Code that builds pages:
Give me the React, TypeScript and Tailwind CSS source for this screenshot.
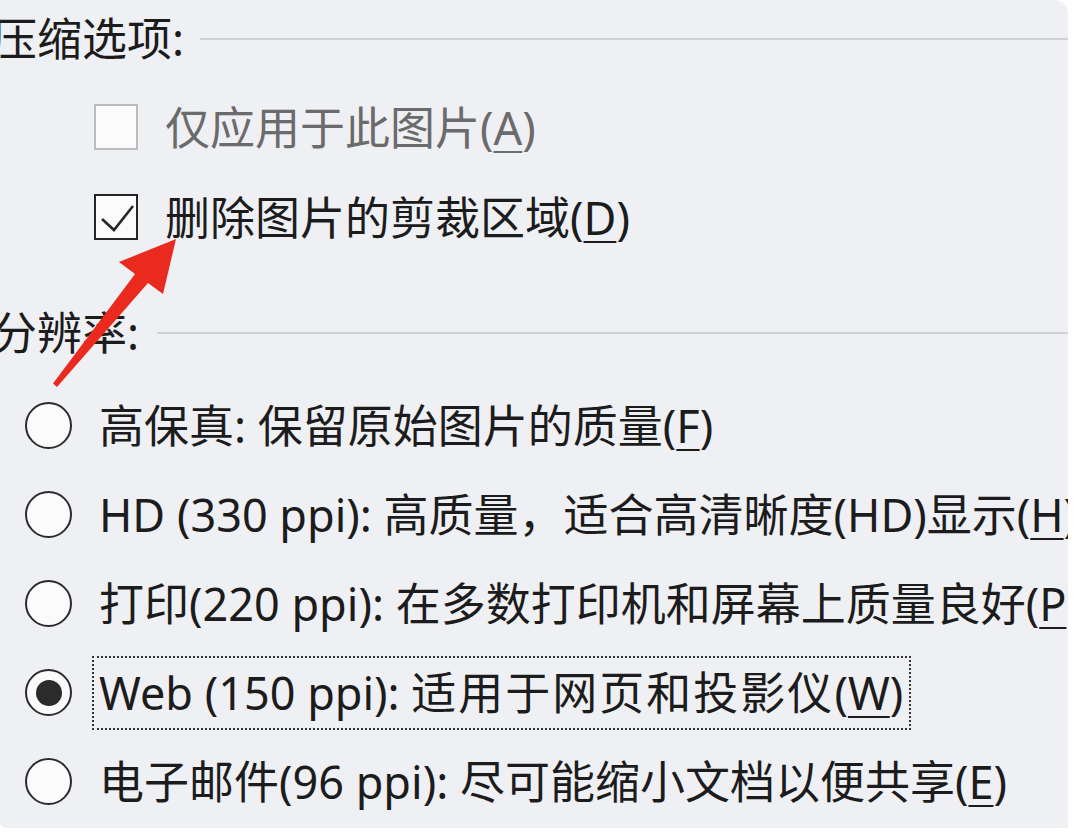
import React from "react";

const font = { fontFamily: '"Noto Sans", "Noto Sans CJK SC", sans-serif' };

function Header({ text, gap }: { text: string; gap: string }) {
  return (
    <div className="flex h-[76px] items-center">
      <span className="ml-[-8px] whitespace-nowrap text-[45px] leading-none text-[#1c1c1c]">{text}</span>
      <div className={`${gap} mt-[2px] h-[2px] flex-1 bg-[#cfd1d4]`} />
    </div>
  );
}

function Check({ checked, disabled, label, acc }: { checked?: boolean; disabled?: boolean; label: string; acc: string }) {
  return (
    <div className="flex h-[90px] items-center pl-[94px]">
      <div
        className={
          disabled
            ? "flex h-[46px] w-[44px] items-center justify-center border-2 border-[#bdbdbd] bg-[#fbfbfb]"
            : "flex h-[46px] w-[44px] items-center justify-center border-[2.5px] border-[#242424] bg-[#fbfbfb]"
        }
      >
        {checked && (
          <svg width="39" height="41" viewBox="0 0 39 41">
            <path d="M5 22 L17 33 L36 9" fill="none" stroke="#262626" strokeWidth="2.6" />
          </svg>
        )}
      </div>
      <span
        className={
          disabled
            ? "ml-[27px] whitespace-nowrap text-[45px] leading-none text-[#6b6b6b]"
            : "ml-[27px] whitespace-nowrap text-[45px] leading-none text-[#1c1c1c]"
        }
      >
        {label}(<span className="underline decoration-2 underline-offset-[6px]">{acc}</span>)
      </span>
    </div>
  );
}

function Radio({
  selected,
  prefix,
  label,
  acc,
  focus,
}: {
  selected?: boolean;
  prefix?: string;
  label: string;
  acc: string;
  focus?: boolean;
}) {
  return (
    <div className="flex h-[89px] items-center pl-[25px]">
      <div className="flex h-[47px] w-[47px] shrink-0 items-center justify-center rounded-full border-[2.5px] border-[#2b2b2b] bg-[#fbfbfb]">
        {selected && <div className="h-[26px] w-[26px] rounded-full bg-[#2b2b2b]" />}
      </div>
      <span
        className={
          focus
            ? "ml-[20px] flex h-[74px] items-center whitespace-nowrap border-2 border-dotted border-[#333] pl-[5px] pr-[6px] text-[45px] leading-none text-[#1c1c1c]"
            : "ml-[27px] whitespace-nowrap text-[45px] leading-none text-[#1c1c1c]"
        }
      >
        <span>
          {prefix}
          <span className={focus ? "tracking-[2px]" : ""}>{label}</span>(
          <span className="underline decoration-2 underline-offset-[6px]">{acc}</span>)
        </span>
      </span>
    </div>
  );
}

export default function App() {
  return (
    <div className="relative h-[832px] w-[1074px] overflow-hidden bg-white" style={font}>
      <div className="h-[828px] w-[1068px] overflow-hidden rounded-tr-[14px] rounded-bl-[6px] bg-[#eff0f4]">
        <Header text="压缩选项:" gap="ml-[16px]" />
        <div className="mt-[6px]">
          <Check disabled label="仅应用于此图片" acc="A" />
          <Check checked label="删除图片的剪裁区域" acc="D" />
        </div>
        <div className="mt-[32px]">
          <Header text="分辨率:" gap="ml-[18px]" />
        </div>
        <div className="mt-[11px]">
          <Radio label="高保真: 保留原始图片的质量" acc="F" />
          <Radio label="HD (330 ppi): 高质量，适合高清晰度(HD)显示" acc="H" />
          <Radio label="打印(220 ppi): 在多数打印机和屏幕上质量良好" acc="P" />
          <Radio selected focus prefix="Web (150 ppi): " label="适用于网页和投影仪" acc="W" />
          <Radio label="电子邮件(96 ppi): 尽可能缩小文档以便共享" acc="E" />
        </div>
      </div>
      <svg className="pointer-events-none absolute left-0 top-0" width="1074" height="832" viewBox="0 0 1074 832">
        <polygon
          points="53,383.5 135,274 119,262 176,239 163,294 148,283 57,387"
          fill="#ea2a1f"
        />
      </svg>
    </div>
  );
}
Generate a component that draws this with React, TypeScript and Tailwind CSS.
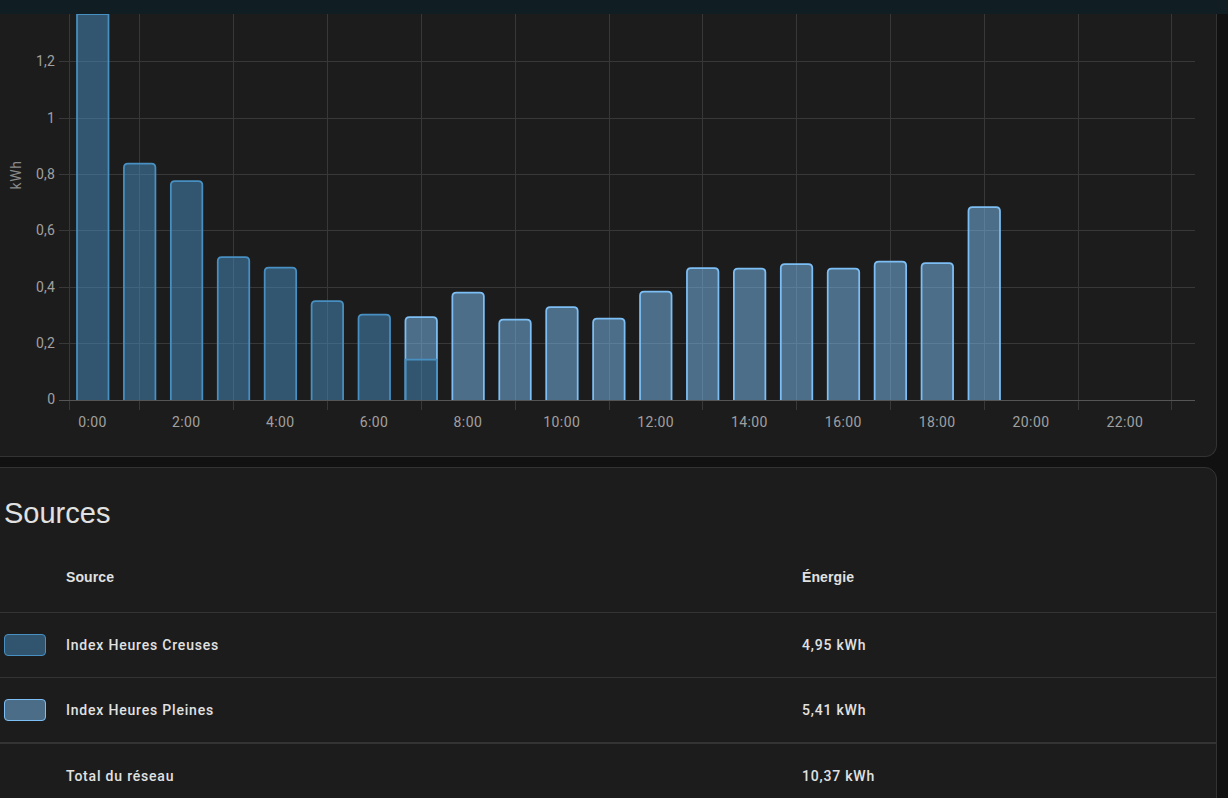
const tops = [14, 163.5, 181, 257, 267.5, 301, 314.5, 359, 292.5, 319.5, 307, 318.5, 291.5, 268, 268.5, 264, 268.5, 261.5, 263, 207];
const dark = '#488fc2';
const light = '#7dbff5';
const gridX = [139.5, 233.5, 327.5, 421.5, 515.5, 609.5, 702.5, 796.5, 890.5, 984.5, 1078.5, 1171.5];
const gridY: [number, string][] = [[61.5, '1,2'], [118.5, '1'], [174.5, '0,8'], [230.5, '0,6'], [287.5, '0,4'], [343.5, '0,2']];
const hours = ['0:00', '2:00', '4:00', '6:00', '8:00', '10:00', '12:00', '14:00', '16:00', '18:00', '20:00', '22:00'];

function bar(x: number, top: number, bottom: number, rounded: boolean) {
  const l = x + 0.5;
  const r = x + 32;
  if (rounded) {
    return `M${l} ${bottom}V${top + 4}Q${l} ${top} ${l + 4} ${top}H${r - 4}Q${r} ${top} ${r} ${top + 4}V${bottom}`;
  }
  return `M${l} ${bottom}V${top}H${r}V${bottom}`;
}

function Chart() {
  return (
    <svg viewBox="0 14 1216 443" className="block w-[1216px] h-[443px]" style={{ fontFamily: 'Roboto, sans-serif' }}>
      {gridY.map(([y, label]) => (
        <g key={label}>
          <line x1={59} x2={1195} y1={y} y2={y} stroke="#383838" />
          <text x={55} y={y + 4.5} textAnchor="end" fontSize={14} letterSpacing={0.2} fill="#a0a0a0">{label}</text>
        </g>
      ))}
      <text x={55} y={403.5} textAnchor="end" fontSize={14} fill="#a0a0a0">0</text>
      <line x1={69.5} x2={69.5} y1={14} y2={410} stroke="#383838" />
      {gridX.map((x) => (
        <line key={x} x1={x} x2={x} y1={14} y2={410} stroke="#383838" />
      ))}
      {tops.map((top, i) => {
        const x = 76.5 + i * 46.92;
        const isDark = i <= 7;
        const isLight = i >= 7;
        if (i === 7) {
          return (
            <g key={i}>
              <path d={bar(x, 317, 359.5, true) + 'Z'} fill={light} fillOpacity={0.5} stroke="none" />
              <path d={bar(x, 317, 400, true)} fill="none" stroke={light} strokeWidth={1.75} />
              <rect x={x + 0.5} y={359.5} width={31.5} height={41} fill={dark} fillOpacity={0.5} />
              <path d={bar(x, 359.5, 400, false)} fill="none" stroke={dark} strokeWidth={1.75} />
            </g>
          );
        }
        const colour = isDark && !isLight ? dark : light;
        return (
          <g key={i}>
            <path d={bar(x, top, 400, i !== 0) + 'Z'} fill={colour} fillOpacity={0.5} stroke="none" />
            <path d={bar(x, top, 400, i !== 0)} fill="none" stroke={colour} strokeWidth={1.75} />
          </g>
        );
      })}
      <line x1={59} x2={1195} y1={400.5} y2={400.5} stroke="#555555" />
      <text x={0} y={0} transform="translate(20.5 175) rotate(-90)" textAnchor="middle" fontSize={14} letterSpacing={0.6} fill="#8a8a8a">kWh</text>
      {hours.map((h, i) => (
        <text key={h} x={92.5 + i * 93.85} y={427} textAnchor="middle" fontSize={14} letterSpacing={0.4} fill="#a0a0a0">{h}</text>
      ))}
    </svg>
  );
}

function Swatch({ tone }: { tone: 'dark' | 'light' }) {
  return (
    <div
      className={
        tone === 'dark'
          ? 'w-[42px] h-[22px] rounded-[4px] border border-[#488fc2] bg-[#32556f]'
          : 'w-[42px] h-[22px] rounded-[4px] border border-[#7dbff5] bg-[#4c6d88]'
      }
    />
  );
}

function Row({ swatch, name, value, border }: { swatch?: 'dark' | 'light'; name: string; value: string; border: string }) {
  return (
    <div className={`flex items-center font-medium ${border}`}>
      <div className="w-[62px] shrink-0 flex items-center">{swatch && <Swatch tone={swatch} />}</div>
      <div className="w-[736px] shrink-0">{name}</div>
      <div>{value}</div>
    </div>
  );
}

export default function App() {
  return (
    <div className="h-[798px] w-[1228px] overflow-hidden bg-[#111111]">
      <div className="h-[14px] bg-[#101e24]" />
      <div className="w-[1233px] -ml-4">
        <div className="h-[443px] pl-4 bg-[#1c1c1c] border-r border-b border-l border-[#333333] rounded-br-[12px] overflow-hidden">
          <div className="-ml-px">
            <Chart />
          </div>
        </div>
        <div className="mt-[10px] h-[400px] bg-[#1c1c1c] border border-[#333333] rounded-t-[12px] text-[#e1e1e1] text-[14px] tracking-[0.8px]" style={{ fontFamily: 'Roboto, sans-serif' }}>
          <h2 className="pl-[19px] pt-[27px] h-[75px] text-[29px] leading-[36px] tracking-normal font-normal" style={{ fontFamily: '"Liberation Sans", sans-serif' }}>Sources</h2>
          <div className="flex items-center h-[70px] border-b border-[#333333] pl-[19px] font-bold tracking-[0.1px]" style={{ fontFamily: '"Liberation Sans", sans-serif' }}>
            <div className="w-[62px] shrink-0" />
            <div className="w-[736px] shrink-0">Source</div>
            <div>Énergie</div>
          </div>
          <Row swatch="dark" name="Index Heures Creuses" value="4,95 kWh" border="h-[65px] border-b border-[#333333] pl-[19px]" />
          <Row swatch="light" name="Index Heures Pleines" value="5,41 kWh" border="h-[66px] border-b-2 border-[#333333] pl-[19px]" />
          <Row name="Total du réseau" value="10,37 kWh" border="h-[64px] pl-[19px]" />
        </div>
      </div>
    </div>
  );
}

## EXERCISE DETAILS
Work through the listing above and report how many lines include the string "React", with no other text.

## ANSWER TO THE EXERCISE
3